Wan Osman Wan Awang, also known by his pen name Usman Awang (12 July 1929 – 29 November 2001) was a Malaysian poet, playwright, novelist and Malaysian National Laureate (1983).

Brief biography 
Wan Osman was born into a poor peasant family. He graduated from 6th grade of his local Malay school. During the Japanese occupation, he was kidnapped by Japanese soldiers to Singapore to do forced labour there. After the war, he joined the police force and served in Johore and Malacca between the years of 1946 to 1951. In 1951, he moved to Singapore, where he initially worked as a proofreader and then as a reporter for the newspaper Melayu Raya. He later joined the weekly Mingguan Melayu - in 1952, its daily counterpart Utusan Melayu began publishing his first poems and stories on both these newspapers. After Malaya's independence in 1957, he lived in Kuala Lumpur and worked in the national language regulatory board, the Dewan Bahasa dan Pustaka until 1985.
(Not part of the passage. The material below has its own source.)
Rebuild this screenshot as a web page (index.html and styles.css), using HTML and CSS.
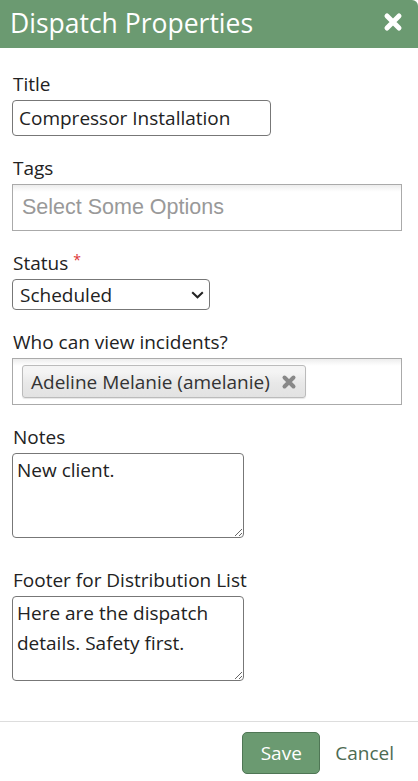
FILE: index.html
```html
<html>
  <head>
    <title>Dispatch Properties</title>
    <link rel="stylesheet" href="styles.css">
  </head>
  <body>
    <div class="modal">
      <div class="modal-header">
        <span class="modal-title">Dispatch Properties</span>
        <span class="close">
          <svg width="20" height="20" viewBox="0 0 20 20">
            <path d="M4 4 L16 16 M16 4 L4 16" stroke="#fff" stroke-width="5" stroke-linecap="round"/>
          </svg>
        </span>
      </div>

      <div class="modal-body">
        <div class="field">
          <label>Title</label>
          <input class="text-input" type="text" value="Compressor Installation">
        </div>

        <div class="field">
          <label>Tags</label>
          <div class="chosen-box">
            <span class="placeholder">Select Some Options</span>
          </div>
        </div>

        <div class="field">
          <label>Status <span class="req">*</span></label>
          <span class="select-wrap">
            <select class="select">
              <option>Scheduled</option>
            </select>
            <svg class="chevron" width="13" height="8" viewBox="0 0 13 8">
              <path d="M1.2 1.2 L6.5 6.3 L11.8 1.2" fill="none" stroke="#222" stroke-width="2"/>
            </svg>
          </span>
        </div>

        <div class="field">
          <label>Who can view incidents?</label>
          <div class="chosen-box chosen-multi">
            <span class="chip">Adeline Melanie (amelanie)
              <svg class="chip-x" width="16" height="16" viewBox="0 0 16 16">
                <path d="M3.5 3.5 L12.5 12.5 M12.5 3.5 L3.5 12.5" stroke="#888" stroke-width="4" stroke-linecap="round"/>
              </svg>
            </span>
          </div>
        </div>

        <div class="field field-notes">
          <label>Notes</label>
          <textarea class="area">New client.</textarea>
        </div>

        <div class="field">
          <label>Footer for Distribution List</label>
          <textarea class="area">Here are the dispatch details. Safety first.</textarea>
        </div>
      </div>

      <div class="modal-footer">
        <button class="btn-save">Save</button>
        <a class="cancel">Cancel</a>
      </div>
    </div>
  </body>
</html>
```

FILE: styles.css
```css
body {
  margin: 0;
  background: #fff;
  font-family: "Open Sans", "Noto Sans", sans-serif;
  color: #222;
}
.modal {
  width: 418px;
  height: 781px;
  background: #fff;
}
.modal-header {
  height: 48px;
  background: #6b9a71;
  display: flex;
  align-items: center;
  justify-content: space-between;
  padding: 0 15px 0 10px;
  border-top-right-radius: 6px;
}
.modal-title {
  color: #fff;
  font-size: 26.5px;
  margin-top: -3px;
}
.close {
  display: flex;
  margin-top: -4px;
}
.modal-body {
  padding: 24px 16px 0 12px;
}
.field {
  margin-bottom: 20px;
}
.field label {
  display: block;
  font-size: 19px;
  line-height: 24px;
  margin-bottom: 4px;
  padding-left: 1px;
}
.req {
  color: #d33;
  font-size: 14px;
  vertical-align: top;
  line-height: 18px;
}
.text-input {
  box-sizing: border-box;
  width: 259px;
  height: 36px;
  border: 1px solid #777;
  border-radius: 4px;
  padding: 0 6px;
  font-family: inherit;
  font-size: 19px;
  color: #222;
  display: block;
}
.chosen-box {
  box-sizing: border-box;
  width: 390px;
  height: 47px;
  border: 1px solid #aaa;
  background: linear-gradient(#eee 1%, #fff 15%);
  display: flex;
  align-items: center;
  padding: 0 9px;
}
.placeholder {
  font-family: "Liberation Sans", Arial, sans-serif;
  font-size: 21.5px;
  color: #999;
}
.select-wrap {
  position: relative;
  display: inline-block;
  vertical-align: top;
}
.select {
  appearance: none;
  -webkit-appearance: none;
  box-sizing: border-box;
  width: 198px;
  height: 31px;
  border: 1px solid #777;
  border-radius: 4px;
  background: #fff;
  padding: 0 7px;
  font-family: inherit;
  font-size: 19px;
  color: #222;
  display: block;
}
.chevron {
  position: absolute;
  right: 6px;
  top: 12px;
  pointer-events: none;
}
.chosen-multi {
  height: 47px;
}
.chip {
  box-sizing: border-box;
  height: 33px;
  display: inline-flex;
  align-items: center;
  gap: 11px;
  padding: 0 8px 0 8px;
  border: 1px solid #bbb;
  border-radius: 3px;
  background: linear-gradient(#f4f4f4 20%, #e8e8e8 55%, #e2e2e2);
  box-shadow: 0 1px 1px rgba(0, 0, 0, 0.1);
  font-size: 19px;
  color: #333;
}
.area {
  display: block;
  box-sizing: border-box;
  width: 232px;
  height: 85px;
  border: 1px solid #777;
  border-radius: 4px;
  padding: 1px 4px;
  font-family: inherit;
  font-size: 19px;
  line-height: 30px;
  color: #222;
  resize: both;
}
.field-notes {
  margin-bottom: 30px;
}
.modal-footer {
  margin-top: 40px;
  border-top: 1px solid #ddd;
  display: flex;
  justify-content: flex-end;
  align-items: center;
  gap: 15px;
  padding: 10px 24px 0 0;
}
.btn-save {
  width: 78px;
  height: 42px;
  background: #6b9a71;
  border: 1px solid #4f7655;
  border-radius: 5px;
  color: #fff;
  font-family: inherit;
  font-size: 19px;
}
.cancel {
  color: #4d6b52;
  font-size: 19px;
}
```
Usman Awang died of a heart attack on 29 November 2001 in Kuala Lumpur. He was laid to rest at Bukit Kiara Muslim Cemetery, Kuala Lumpur.
He was 72 years old.

Creativity 
In the early period he used the pseudonym "Tongkat Warrant" ("The Baton"). One of the founders of the movement "Asas-50" which advocated "Literature for society". The author of several collections of poetry, more than twenty plays, one novel (Tulang-Tulang Berserakan - "Scattered bones"), numerous short stories and journalistic articles. His works are translated into 11 languages of the world, including English.

Social activities 
He was the first Chairman of the literary organization "Pena" from 1961 to 1965. In 1964, he together with other compatriots created a protest movement against the infringing of the Malay language's status as the national language of Malaysia known as the Keranda 152 ("Coffin 152"). In 1986, he initiated the creation of the Council for Translation and Creative Works of Malaysia, now known as the Institut Terjemahan Buku Malaysia (the Malaysian Book Translation Institute). He headed the Friendship Society "Malaysia-China" from the time of its creation in 1992.

Awards 
 S.E.A. Write Award (1982)
 State Literary Prize (1983).
 Malaysian National Laureate (1983)
 Honorary Doctor of University of Malaya
 Darjah Kebesaran by the Sultan of Perak and the title "Dato’" (1991)

Criticisms 
Creativity of the poet is imbued with humanistic ideas. The prominent Malaysian critic Syed Husin Ali, one of his closest friends, wrote about him stating:  "Usman is popularly considered, and most justifiably too, as perhaps the best poet in the Malay language. Most important, he is accepted without question as a people’s poet. Writing since 1955, Usman did not produce a very large corpus of poetry, only about 200 of them. But the man, his personality, his poetry and his ideas have a much deeper and wider influence than that number would suggest. Much of his poems are simple, clear, often romantic, and just beautiful. He is a master at weaving words into striking phrases, sentences and verses that are of exceptional classical beauty and sometimes appear to be nostalgic and even escapist"  .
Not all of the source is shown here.